Each summer, selected beaches are monitored for bacteria by the Oregon Beach Monitoring Program. But an increase in bacteria readings on the beach won’t necessarily be the cause for the rise in advisories. Rather, a change in national standards may lead to more local alerts.
The U.S. Environmental Protection Agency recently tightened the marine recreational water quality standard used to determine if bacteria levels are unsafe for water contact, according to the Oregon Health Authority.
Since the Oregon Beach Monitoring Program started in 2004, standards for measuring bacteria, known as BAV — beach action value — has been 158 mpn, or most probable number, a testing method used to estimate the number of colony forming units of bacteria in water samples.
Starting this summer, that value will drop significantly to 70 mpn, Oregon Public Health Division Program Coordinator Tara Chetock said.
Chetock said the beach monitoring program lowered the value after EPA studies showed stricter standards can help reduce illness as a result of accidental ingestion of bacteria contaminated water.
“It’s important to note that when the EPA is looking at water quality standards, they are also looking at places like Miami and California where the water is warmer and more people are in the water all time,” Chetock said. “The standard was established considering all beaches.”
In general, Chetock said, Oregon beaches are not where people are getting sick, but the change was made in the interest of public health.
Most periods of the year, water on the North Coast is usually too cold for swimmers.
According to Surfrider Foundation, an environmental nonprofit that tracks water bacteria, there have been no recent self-reported illnesses on the North Coast.
The Oregon Health Authority’s Beach Monitoring Program is inviting public comment through May 8 on a list of beaches it is proposing to monitor this summer, which currently lists Seaside, Tolovana and Cannon Beach as suggestions. The three beaches have been tested multiple times and rank highly on the list due to the large number of users in the summer, Chetock said.
Sources of contamination to surface waters include wastewater treatment plants, on-site septic systems, domestic and wild animal manure, and storm runoff, according to the EPA.
In July 2015, a sewage leak led to a high spike in bacteria readings in the Ecola Creek Watershed. In general, Cannon Beach has a history of high bacteria test results, especially after rain washes waterways out, said Ryan Cruse, field coordinator for Surfrider’s Blue Water Task Force.
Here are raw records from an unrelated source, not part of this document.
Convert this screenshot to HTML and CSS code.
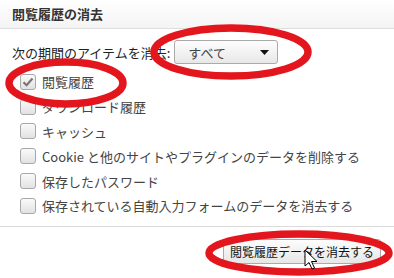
FILE: index.html
```html
<!DOCTYPE html>
<html lang="ja">
<head>
<meta charset="utf-8">
<link rel="stylesheet" href="styles.css">
</head>
<body>
<div class="page">
  <div class="header">閲覧履歴の消去</div>
  <div class="content">
    <div class="period">
      <span class="label">次の期間のアイテムを消去:</span>
      <div class="select">
        <span>すべて</span>
        <svg class="caret" width="9" height="5" viewBox="0 0 9 5"><path d="M0 0H9L4.5 5Z" fill="#111"/></svg>
      </div>
    </div>
    <ul class="items">
      <li><span class="cb checked"><svg width="12" height="10" viewBox="0 0 12 10"><path d="M1.5 5.2L4.6 8.2L10.5 1.5" fill="none" stroke="#777" stroke-width="2.2"/></svg></span>閲覧履歴</li>
      <li><span class="cb"></span>ダウンロード履歴</li>
      <li><span class="cb"></span>キャッシュ</li>
      <li><span class="cb"></span>Cookie と他のサイトやプラグインのデータを削除する</li>
      <li><span class="cb"></span>保存したパスワード</li>
      <li><span class="cb"></span>保存されている自動入力フォームのデータを消去する</li>
    </ul>
  </div>
  <div class="footer">
    <button class="btn">閲覧履歴データを消去する</button>
  </div>
  <svg class="marks" width="394" height="278" viewBox="0 0 394 278">
    <g fill="none" stroke="#e3151d" stroke-width="7.5">
      <ellipse cx="231" cy="52" rx="77" ry="24"/>
      <ellipse cx="66" cy="83" rx="57" ry="21"/>
      <ellipse cx="299" cy="253" rx="90" ry="19"/>
    </g>
    <path d="M305 250V266L309 262.5L312 269L314.5 268L311.5 261.5H317Z" fill="#fff" stroke="#000" stroke-width="1"/>
  </svg>
</div>
</body>
</html>
```
FILE: styles.css
```css
html, body {
  margin: 0;
  padding: 0;
  background: #fff;
}
.page {
  position: relative;
  width: 394px;
  height: 278px;
  overflow: hidden;
  font-family: "Noto Sans CJK JP", "Noto Sans", sans-serif;
  font-size: 13px;
  color: #333;
}
.header {
  height: 29px;
  box-sizing: border-box;
  padding: 5px 12px 0;
  font-weight: bold;
  color: #333;
  background: linear-gradient(#fff, #f4f4f4);
  border-bottom: 1px solid #dedede;
  line-height: 18px;
}
.content {
  padding: 11px 12px 0;
}
.period {
  display: flex;
  align-items: center;
  height: 24px;
}
.label {
  color: #222;
  margin-right: 4px;
}
.select {
  width: 104px;
  height: 24px;
  box-sizing: border-box;
  border: 1px solid #aaa;
  border-radius: 3px;
  background: linear-gradient(#fdfdfd, #e8e8e8);
  display: flex;
  align-items: center;
  justify-content: space-between;
  padding: 0 8px 0 13px;
  color: #444;
}
.items {
  list-style: none;
  margin: 5.5px 0 0;
  padding: 0 0 0 8px;
}
.items li {
  display: flex;
  align-items: center;
  height: 24.8px;
  color: #444;
}
.cb {
  width: 16px;
  height: 16px;
  box-sizing: border-box;
  border: 1px solid #a8a8a8;
  border-radius: 3px;
  background: linear-gradient(#fafafa, #e2e2e2);
  margin-right: 6px;
  display: flex;
  align-items: center;
  justify-content: center;
}
.footer {
  margin-top: 8px;
  border-top: 1px solid #dcdcdc;
  display: flex;
  justify-content: flex-end;
  padding: 12px 13px 0 0;
}
.btn {
  font: inherit;
  font-size: 12px;
  color: #111;
  height: 25px;
  padding: 0 6px;
  border: 1px solid #aaa;
  border-radius: 3px;
  background: linear-gradient(#fdfdfd, #e6e6e6);
}
.marks {
  position: absolute;
  left: 0;
  top: 0;
  pointer-events: none;
}
```
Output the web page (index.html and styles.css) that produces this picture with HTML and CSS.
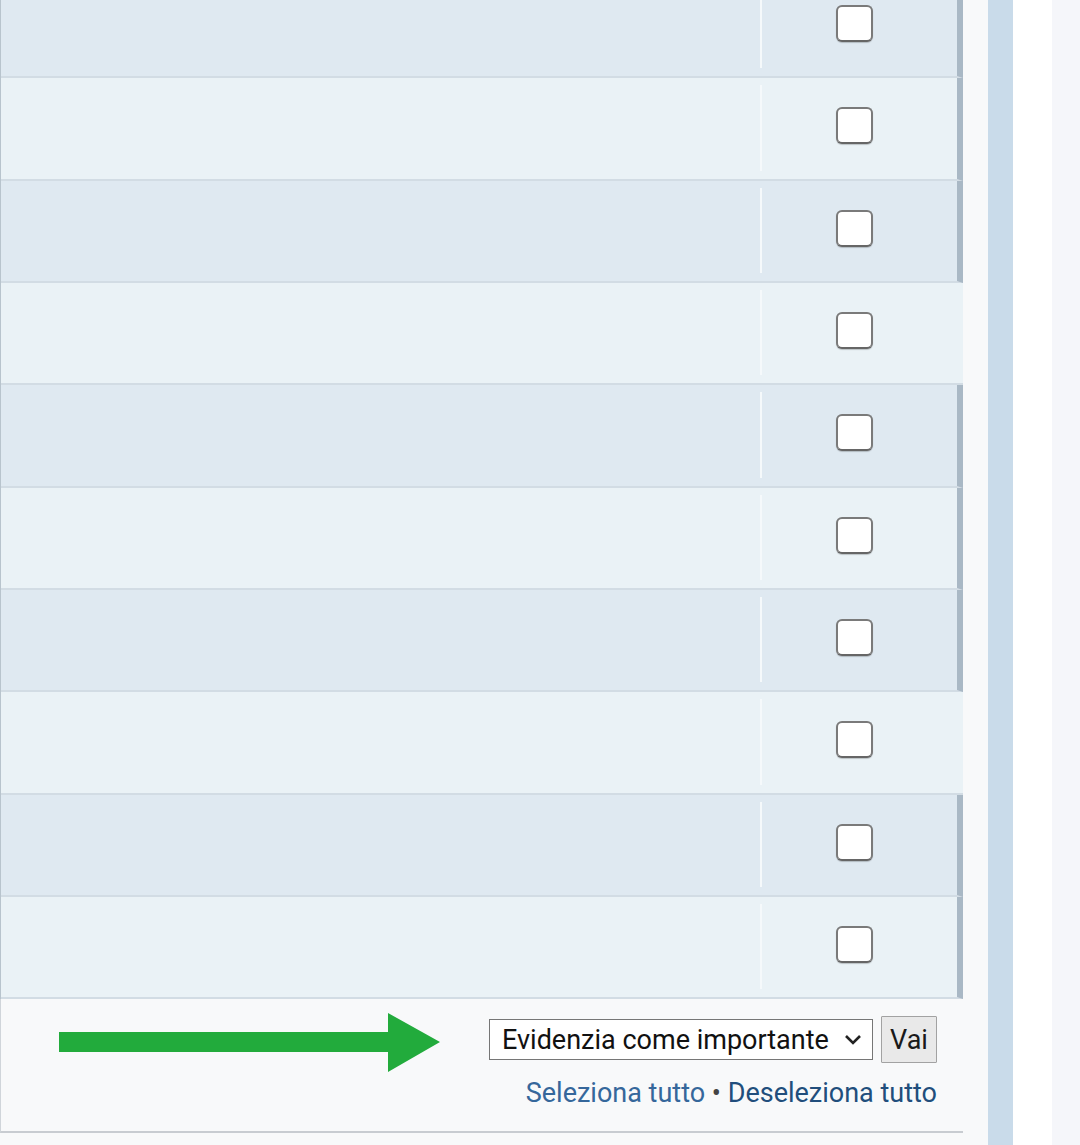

While Surfrider cannot issue advisories like the beach management program, Cruse said based on their data Cannon Beach has maintained generally clean readings since 2015.
With the change in EPA regulations however, Cruse said he could see the number of advisories increasing as well as the amount of testing required.
“If the OBMP is ending up with more advisories, they will have to be doing a lot more testing than in the past because they will need to go back and test as soon as they can after an advisory to evaluate whether or not it needs to be kept,” Cruse said.
He also noted that Surfrider is concerned with national level budget cuts within the EPA, and what affect that will have on research and public health.
“If funding goes away, there will be a lot less information out there to address these issues,” Cruse said.